Standalone net interest income came in at ₹55.9 billion representing an improvement of 8.4 percent compared to last year’s ₹51.59 billion though it was lower on a sequential (quarter-on-quarter) basis by 6.2 percent. The year-on-year improvement stemmed from higher interest received on the income tax refund as well as a higher loan exposure to the retail sector, which carries higher interest rates.
The bank’s net interest margin (NIM) improved by 5 basis points on a year-on-year basis to 3.27 percent. However, we began to see some deterioration due to the Reserve Banks of India’s (RBIs) MCLR reforms, causing a sequential decline of 36 basis points. Briefly, the MCLR reforms by the RBI are a means of adjusting interest rates based on customers’ riskiness while simultaneously forcing banks to respond more quickly to market/benchmark rate changes.
Going forward, management has provided NIM guidance of around 3 percent due to the shift of loans from the MCLR reforms and increased lending to better-rated corporate accounts. Approximately 55 percent of total loans are linked to MCLR, which will have a substantial impact on NIMs.
Source: 27 July 2017 Company Presentation
Non-interest income for 1Q18 weakened on a year-on-year basis (-1.2%) but grew on a sequential basis (+12.3%). Total non-interest income came in at ₹33.88 billion with fee income growth continuing to show healthy traction (+10% yoy). Retail fees drove most of the growth and accounted for 73 percent of overall fees.
The higher share of retail fees was driven by increased credit card usage while forex fees also contributed. This is likely to taper off as the demonetisation drive initiated last November continues to wind down. Dividend income was lower as subsidiary ICICI Prudential Insurance now pays half-yearly, not quarterly dividends.
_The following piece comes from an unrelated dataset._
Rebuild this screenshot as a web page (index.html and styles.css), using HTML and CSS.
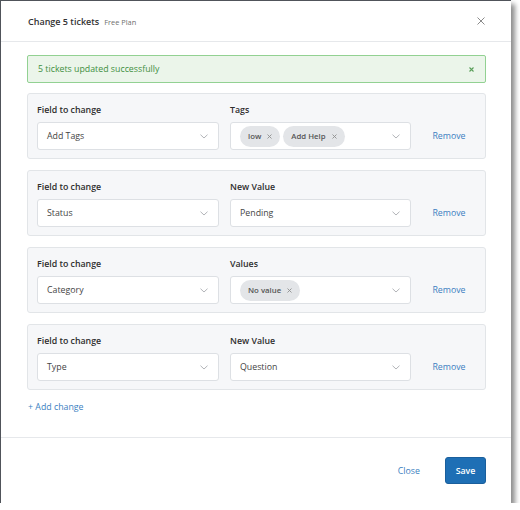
FILE: index.html
```html
<!DOCTYPE html>
<html lang="en">
<head>
    <meta charset="UTF-8">
    <meta name="viewport" content="width=device-width, initial-scale=1.0">
    <title>Change 5 tickets</title>
    <link rel="stylesheet" href="styles.css">
</head>
<body>
    <div class="modal">
        <div class="modal-header">
            <span class="title">Change 5 tickets</span>
            <span class="plan">Free Plan</span>
            <span class="close-x">
                <svg width="8" height="8" viewBox="0 0 8 8"><path d="M0.5 0.5L7.5 7.5M7.5 0.5L0.5 7.5" stroke="#8a8a8a" stroke-width="1"/></svg>
            </span>
        </div>

        <div class="modal-body">
            <div class="alert">
                <span>5 tickets updated successfully</span>
                <svg width="5" height="5" viewBox="0 0 5 5"><path d="M0.5 0.5L4.5 4.5M4.5 0.5L0.5 4.5" stroke="#5a9f5a" stroke-width="1.1"/></svg>
            </div>

            <div class="change-row">
                <div class="field">
                    <div class="label">Field to change</div>
                    <div class="select"><span class="value">Add Tags</span><svg class="chevron" width="8" height="5" viewBox="0 0 8 5"><path d="M0.5 0.7L4 4L7.5 0.7" fill="none" stroke="#a9acb0" stroke-width="0.9"/></svg></div>
                </div>
                <div class="field">
                    <div class="label">Tags</div>
                    <div class="select">
                        <span class="pills">
                            <span class="pill">low <svg width="5" height="5" viewBox="0 0 5 5"><path d="M0.5 0.5L4.5 4.5M4.5 0.5L0.5 4.5" stroke="#8e8e8e" stroke-width="0.9"/></svg></span>
                            <span class="pill">Add Help <svg width="5" height="5" viewBox="0 0 5 5"><path d="M0.5 0.5L4.5 4.5M4.5 0.5L0.5 4.5" stroke="#8e8e8e" stroke-width="0.9"/></svg></span>
                        </span>
                        <svg class="chevron" width="8" height="5" viewBox="0 0 8 5"><path d="M0.5 0.7L4 4L7.5 0.7" fill="none" stroke="#a9acb0" stroke-width="0.9"/></svg>
                    </div>
                </div>
                <a class="remove" href="#">Remove</a>
            </div>

            <div class="change-row">
                <div class="field">
                    <div class="label">Field to change</div>
                    <div class="select"><span class="value">Status</span><svg class="chevron" width="8" height="5" viewBox="0 0 8 5"><path d="M0.5 0.7L4 4L7.5 0.7" fill="none" stroke="#a9acb0" stroke-width="0.9"/></svg></div>
                </div>
                <div class="field">
                    <div class="label">New Value</div>
                    <div class="select"><span class="value">Pending</span><svg class="chevron" width="8" height="5" viewBox="0 0 8 5"><path d="M0.5 0.7L4 4L7.5 0.7" fill="none" stroke="#a9acb0" stroke-width="0.9"/></svg></div>
                </div>
                <a class="remove" href="#">Remove</a>
            </div>

            <div class="change-row">
                <div class="field">
                    <div class="label">Field to change</div>
                    <div class="select"><span class="value">Category</span><svg class="chevron" width="8" height="5" viewBox="0 0 8 5"><path d="M0.5 0.7L4 4L7.5 0.7" fill="none" stroke="#a9acb0" stroke-width="0.9"/></svg></div>
                </div>
                <div class="field">
                    <div class="label">Values</div>
                    <div class="select">
                        <span class="pills">
                            <span class="pill">No value <svg width="5" height="5" viewBox="0 0 5 5"><path d="M0.5 0.5L4.5 4.5M4.5 0.5L0.5 4.5" stroke="#8e8e8e" stroke-width="0.9"/></svg></span>
                        </span>
                        <svg class="chevron" width="8" height="5" viewBox="0 0 8 5"><path d="M0.5 0.7L4 4L7.5 0.7" fill="none" stroke="#a9acb0" stroke-width="0.9"/></svg>
                    </div>
                </div>
                <a class="remove" href="#">Remove</a>
            </div>

            <div class="change-row">
                <div class="field">
                    <div class="label">Field to change</div>
                    <div class="select"><span class="value">Type</span><svg class="chevron" width="8" height="5" viewBox="0 0 8 5"><path d="M0.5 0.7L4 4L7.5 0.7" fill="none" stroke="#a9acb0" stroke-width="0.9"/></svg></div>
                </div>
                <div class="field">
                    <div class="label">New Value</div>
                    <div class="select"><span class="value">Question</span><svg class="chevron" width="8" height="5" viewBox="0 0 8 5"><path d="M0.5 0.7L4 4L7.5 0.7" fill="none" stroke="#a9acb0" stroke-width="0.9"/></svg></div>
                </div>
                <a class="remove" href="#">Remove</a>
            </div>

            <a class="add-change" href="#">+ Add change</a>
        </div>

        <div class="modal-footer">
            <a class="close-link" href="#">Close</a>
            <button class="save">Save</button>
        </div>
    </div>
</body>
</html>
```

FILE: styles.css
```css
body {
    margin: 0;
    background: #ffffff;
    font-family: "Open Sans", "Noto Sans", sans-serif;
    font-size: 8.8px;
    color: #333;
}
.modal {
    width: 510px;
    height: 502px;
    border-left: 1px solid #50545a;
    border-top: 1px solid #50545a;
    background: #fff;
    box-shadow: 4px 4px 5px rgba(0, 0, 0, 0.45);
    display: flex;
    flex-direction: column;
}
.modal-header {
    height: 40px;
    border-bottom: 1px solid #e6e8eb;
    display: flex;
    align-items: center;
    padding: 0 26px 0 27px;
}
.title {
    font-size: 9px;
    font-weight: 600;
    color: #333;
}
.plan {
    font-size: 7.4px;
    color: #6f6f6f;
    margin-left: 5px;
    margin-top: 1px;
}
.close-x {
    margin-left: auto;
    display: flex;
}
.modal-body {
    flex: 1;
    padding: 13px 25px 0 26px;
}
.alert {
    height: 26px;
    border: 1px solid #92d192;
    border-radius: 2px;
    background: #ebf5ea;
    color: #3f8f3f;
    display: flex;
    align-items: center;
    justify-content: space-between;
    padding: 0 11px 0 10px;
    margin-bottom: 10px;
}
.change-row {
    background: #f6f7f9;
    border: 1px solid #e2e5e8;
    border-radius: 3px;
    padding: 9px 9px 8px 9px;
    display: grid;
    grid-template-columns: 182px 181px 1fr;
    column-gap: 11px;
    margin-bottom: 11px;
}
.label {
    font-weight: 600;
    color: #2e2e2e;
    line-height: 14px;
    margin-bottom: 5px;
}
.select {
    height: 26px;
    background: #fff;
    border: 1px solid #dde0e4;
    border-radius: 3px;
    display: flex;
    align-items: center;
    padding: 0 10px 0 9px;
}
.value {
    color: #444;
    flex: 1;
}
.chevron {
    display: block;
}
.pills {
    flex: 1;
    display: flex;
    gap: 3px;
}
.pill {
    background: #e3e5e8;
    border-radius: 11px;
    height: 21px;
    padding: 0 8px;
    font-size: 7.8px;
    font-weight: 600;
    color: #555;
    display: flex;
    align-items: center;
    gap: 6px;
}
.remove {
    align-self: end;
    line-height: 28px;
    text-align: center;
    color: #3c7fc1;
    text-decoration: none;
}
.add-change {
    display: block;
    margin-top: -1px;
    line-height: 14px;
    color: #3c7fc1;
    text-decoration: none;
    margin-left: 1px;
}
.modal-footer {
    height: 65px;
    border-top: 1px solid #e6e8eb;
    display: flex;
    align-items: center;
    justify-content: flex-end;
    padding: 0 25px;
    gap: 25px;
}
.close-link {
    color: #3c7fc1;
    text-decoration: none;
}
.save {
    width: 41px;
    height: 27px;
    background: #1e6fb5;
    border: 1px solid #1a5f9c;
    border-radius: 3px;
    color: #fff;
    font-family: "Open Sans", "Noto Sans", sans-serif;
    font-size: 8.8px;
    font-weight: 600;
    padding: 0;
}
```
Trading gains rose 11.7 percent sequentially and 71 percent year-on-year to ₹8.58 billion.
Management remains positive on the longer-term prospects for their fee business with guidance for fee growth of circa 10-12 percent for FY18. This is mainly driven by continued growth in the retail space as more customers increase their use of credit cards.
We believe that positive expectations for the retail space are warranted and India’s demonetisation drive led to massive account openings in recent months. India’s unbanked population remains a sizeable number at circa 133 million as of this year. Putting that in perspective, if the unbanked Indian population were a separate country it would now be the 12th most populous in the world with more people than The Philippines (~103 mln) or Ethiopia (~102 mln).
To grab most of this potential, ICICI bank plans to ramp up their distribution infrastructure to capture more of the market in semi-urban and rural locations. This ramp up has likewise led to growth on the cost side with operating expenses up 12.5 percent to ₹37.94 billion. We noted that the Indian banking sector is facing rising bad loans from stressed sectors such as power, steel, and mining. This has led to rising NPLs (Non-performing loans) for the banks.
However, the trend seems to be improving with more banks reporting lower NPLs in recent quarters. For ICICI bank, they’ve noted that the NPL formation (slippage) is now at its lowest level in 7 quarters at ₹49.8 billion.
Overall, net profit for the quarter came in at ₹20.49 billion, some 8.2 percent lower year-on-year but slightly higher than the consensus estimate of ₹20.43 billion. Earnings per share came in at ₹12.8, down from last year’s ₹14.0 but flattish sequentially.
Looking ahead, we continue to view the Indian banks as good proxies to invest in the Indian economy and its burgeoning middle class. Both ICICI Bank and HDFC Bank are held in the Fat Prophets Global Contrarian Fund and the Global Opportunities and Asian Managed Account Portfolios.